=== Aim ===
Write every line out verbatim and omit the pictures.

═══ Material for the task ═══

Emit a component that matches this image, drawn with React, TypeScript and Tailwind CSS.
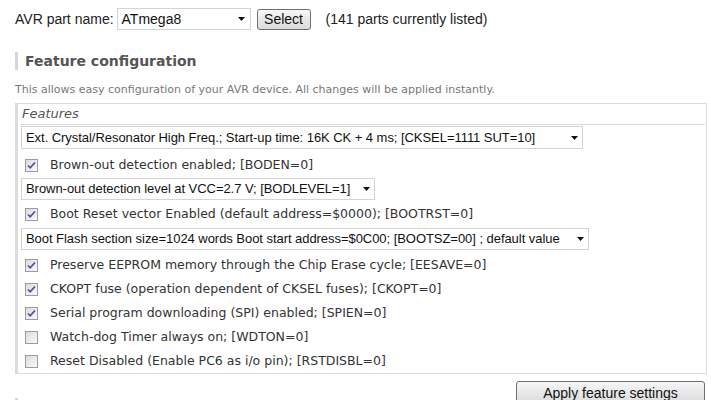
import React from "react";

const sans = "font-['Liberation_Sans',Arial,sans-serif]";
const verdana = "font-['DejaVu_Sans',Verdana,sans-serif]";

function Arrow() {
  return (
    <svg width="7" height="4" viewBox="0 0 7 4" className="shrink-0">
      <path d="M0 0h7L3.5 4z" fill="#111" />
    </svg>
  );
}

function FakeSelect({ value, width, height = 22 }: { value: string; width: number; height?: number }) {
  return (
    <div
      className={`flex items-center justify-between border border-[#d4d4d4] bg-white pl-[4px] pr-[4px] text-[13px] text-[#111] ${sans}`}
      style={{ width, height }}
    >
      <span className="whitespace-nowrap tracking-[-0.05px]">{value}</span>
      <Arrow />
    </div>
  );
}

function Checkbox({ checked }: { checked: boolean }) {
  return (
    <span className="flex h-[13px] w-[13px] shrink-0 items-center justify-center border border-[#9c9c9c] bg-gradient-to-br from-[#dcdcdc] to-[#fafafa]">
      {checked && (
        <svg width="9" height="9" viewBox="0 0 9 9">
          <path d="M1 4.5l2.2 2.3L8 1.5" stroke="#4556a8" strokeWidth="1.8" fill="none" />
        </svg>
      )}
    </span>
  );
}

function CheckRow({ label, checked, className = "" }: { label: string; checked: boolean; className?: string }) {
  return (
    <div className={`flex h-[24px] items-center pl-[4px] ${className}`}>
      <Checkbox checked={checked} />
      <span className={`ml-[12px] whitespace-nowrap text-[12.5px] text-[#333] ${verdana}`}>{label}</span>
    </div>
  );
}

function SectionHeading({ title, className = "" }: { title: string; className?: string }) {
  return (
    <div className={`flex h-[18px] items-center border-l-[3px] border-[#d6d6d6] pl-[7px] ${className}`}>
      <h2 className={`text-[14px] font-bold leading-none text-[#555] ${verdana}`}>{title}</h2>
    </div>
  );
}

export default function App() {
  return (
    <div className="h-[400px] w-[711px] overflow-hidden bg-white pl-[15px]">
      <div className={`flex items-center pt-[8px] text-[14px] text-[#222] ${sans}`}>
        <span className="mr-[3px]">AVR part name:</span>
        <div className="flex h-[22px] w-[134px] items-center justify-between border border-[#d4d4d4] bg-white pl-[4px] pr-[5px] text-[14px] text-[#111]">
          <span>ATmega8</span>
          <Arrow />
        </div>
        <button className="ml-[6px] h-[21px] w-[54px] rounded-[3px] border border-[#707070] bg-gradient-to-b from-[#f6f6f6] to-[#dadada] text-[14px] leading-none text-[#111]">
          Select
        </button>
        <span className="ml-[15px]">(141 parts currently listed)</span>
      </div>

      <SectionHeading title="Feature configuration" className="mt-[22px]" />

      <p className={`mt-[14px] text-[11px] leading-none text-[#777] ${verdana}`}>
        This allows easy configuration of your AVR device. All changes will be applied instantly.
      </p>

      <div className="mt-[8px] w-[692px] border border-l-[3px] border-[#dcdcdc] pl-[3px]">
        <div className={`mr-[1px] flex h-[21px] items-center border-b border-[#dcdcdc] pl-[1px] text-[13px] italic text-[#555] ${verdana}`}>
          Features
        </div>
        <div className="mt-[1px]">
          <FakeSelect
            width={562}
            height={23}
            value="Ext. Crystal/Resonator High Freq.; Start-up time: 16K CK + 4 ms; [CKSEL=1111 SUT=10]"
          />
        </div>
        <CheckRow className="mt-[4px]" checked label="Brown-out detection enabled; [BODEN=0]" />
        <div className="mt-[1px]">
          <FakeSelect width={354} value="Brown-out detection level at VCC=2.7 V; [BODLEVEL=1]" />
        </div>
        <CheckRow className="mt-[2px]" checked label="Boot Reset vector Enabled (default address=$0000); [BOOTRST=0]" />
        <div className="mt-[2px]">
          <FakeSelect
            width={568}
            value="Boot Flash section size=1024 words Boot start address=$0C00; [BOOTSZ=00] ; default value"
          />
        </div>
        <CheckRow className="mt-[3px]" checked label="Preserve EEPROM memory through the Chip Erase cycle; [EESAVE=0]" />
        <CheckRow checked label="CKOPT fuse (operation dependent of CKSEL fuses); [CKOPT=0]" />
        <CheckRow checked label="Serial program downloading (SPI) enabled; [SPIEN=0]" />
        <CheckRow checked={false} label="Watch-dog Timer always on; [WDTON=0]" />
        <CheckRow checked={false} label="Reset Disabled (Enable PC6 as i/o pin); [RSTDISBL=0]" />
      </div>

      <div className="flex w-[692px] justify-end pr-[2px]">
        <button
          className={`mt-[7px] h-[24px] w-[189px] rounded-[3px] border border-[#707070] bg-gradient-to-b from-[#f6f6f6] to-[#dadada] text-[14px] text-[#111] ${sans}`}
        >
          Apply feature settings
        </button>
      </div>

      <SectionHeading title="Manual fuse bits configuration" className="-mt-[7px]" />
    </div>
  );
}
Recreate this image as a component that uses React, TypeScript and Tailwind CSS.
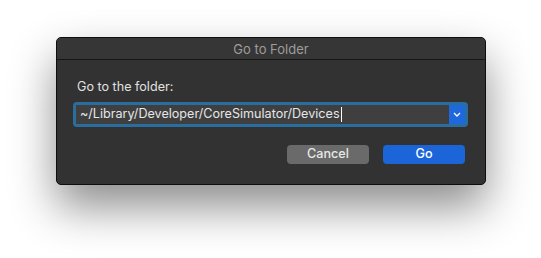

═══

=== Solution for this problem ===
Emit a component that matches this image, drawn with React, TypeScript and Tailwind CSS.
import React from "react";

const sans = "font-['Liberation_Sans',Arial,sans-serif]";
const verdana = "font-['DejaVu_Sans',Verdana,sans-serif]";

function Arrow() {
  return (
    <svg width="7" height="4" viewBox="0 0 7 4" className="shrink-0">
      <path d="M0 0h7L3.5 4z" fill="#111" />
    </svg>
  );
}

function FakeSelect({ value, width, height = 22 }: { value: string; width: number; height?: number }) {
  return (
    <div
      className={`flex items-center justify-between border border-[#d4d4d4] bg-white pl-[4px] pr-[4px] text-[13px] text-[#111] ${sans}`}
      style={{ width, height }}
    >
      <span className="whitespace-nowrap tracking-[-0.05px]">{value}</span>
      <Arrow />
    </div>
  );
}

function Checkbox({ checked }: { checked: boolean }) {
  return (
    <span className="flex h-[13px] w-[13px] shrink-0 items-center justify-center border border-[#9c9c9c] bg-gradient-to-br from-[#dcdcdc] to-[#fafafa]">
      {checked && (
        <svg width="9" height="9" viewBox="0 0 9 9">
          <path d="M1 4.5l2.2 2.3L8 1.5" stroke="#4556a8" strokeWidth="1.8" fill="none" />
        </svg>
      )}
    </span>
  );
}

function CheckRow({ label, checked, className = "" }: { label: string; checked: boolean; className?: string }) {
  return (
    <div className={`flex h-[24px] items-center pl-[4px] ${className}`}>
      <Checkbox checked={checked} />
      <span className={`ml-[12px] whitespace-nowrap text-[12.5px] text-[#333] ${verdana}`}>{label}</span>
    </div>
  );
}

function SectionHeading({ title, className = "" }: { title: string; className?: string }) {
  return (
    <div className={`flex h-[18px] items-center border-l-[3px] border-[#d6d6d6] pl-[7px] ${className}`}>
      <h2 className={`text-[14px] font-bold leading-none text-[#555] ${verdana}`}>{title}</h2>
    </div>
  );
}

export default function App() {
  return (
    <div className="h-[400px] w-[711px] overflow-hidden bg-white pl-[15px]">
      <div className={`flex items-center pt-[8px] text-[14px] text-[#222] ${sans}`}>
        <span className="mr-[3px]">AVR part name:</span>
        <div className="flex h-[22px] w-[134px] items-center justify-between border border-[#d4d4d4] bg-white pl-[4px] pr-[5px] text-[14px] text-[#111]">
          <span>ATmega8</span>
          <Arrow />
        </div>
        <button className="ml-[6px] h-[21px] w-[54px] rounded-[3px] border border-[#707070] bg-gradient-to-b from-[#f6f6f6] to-[#dadada] text-[14px] leading-none text-[#111]">
          Select
        </button>
        <span className="ml-[15px]">(141 parts currently listed)</span>
      </div>

      <SectionHeading title="Feature configuration" className="mt-[22px]" />

      <p className={`mt-[14px] text-[11px] leading-none text-[#777] ${verdana}`}>
        This allows easy configuration of your AVR device. All changes will be applied instantly.
      </p>

      <div className="mt-[8px] w-[692px] border border-l-[3px] border-[#dcdcdc] pl-[3px]">
        <div className={`mr-[1px] flex h-[21px] items-center border-b border-[#dcdcdc] pl-[1px] text-[13px] italic text-[#555] ${verdana}`}>
          Features
        </div>
        <div className="mt-[1px]">
          <FakeSelect
            width={562}
            height={23}
            value="Ext. Crystal/Resonator High Freq.; Start-up time: 16K CK + 4 ms; [CKSEL=1111 SUT=10]"
          />
        </div>
        <CheckRow className="mt-[4px]" checked label="Brown-out detection enabled; [BODEN=0]" />
        <div className="mt-[1px]">
          <FakeSelect width={354} value="Brown-out detection level at VCC=2.7 V; [BODLEVEL=1]" />
        </div>
        <CheckRow className="mt-[2px]" checked label="Boot Reset vector Enabled (default address=$0000); [BOOTRST=0]" />
        <div className="mt-[2px]">
          <FakeSelect
            width={568}
            value="Boot Flash section size=1024 words Boot start address=$0C00; [BOOTSZ=00] ; default value"
          />
        </div>
        <CheckRow className="mt-[3px]" checked label="Preserve EEPROM memory through the Chip Erase cycle; [EESAVE=0]" />
        <CheckRow checked label="CKOPT fuse (operation dependent of CKSEL fuses); [CKOPT=0]" />
        <CheckRow checked label="Serial program downloading (SPI) enabled; [SPIEN=0]" />
        <CheckRow checked={false} label="Watch-dog Timer always on; [WDTON=0]" />
        <CheckRow checked={false} label="Reset Disabled (Enable PC6 as i/o pin); [RSTDISBL=0]" />
      </div>

      <div className="flex w-[692px] justify-end pr-[2px]">
        <button
          className={`mt-[7px] h-[24px] w-[189px] rounded-[3px] border border-[#707070] bg-gradient-to-b from-[#f6f6f6] to-[#dadada] text-[14px] text-[#111] ${sans}`}
        >
          Apply feature settings
        </button>
      </div>

      <SectionHeading title="Manual fuse bits configuration" className="-mt-[7px]" />
    </div>
  );
}
Recreate this image as a component that uses React, TypeScript and Tailwind CSS.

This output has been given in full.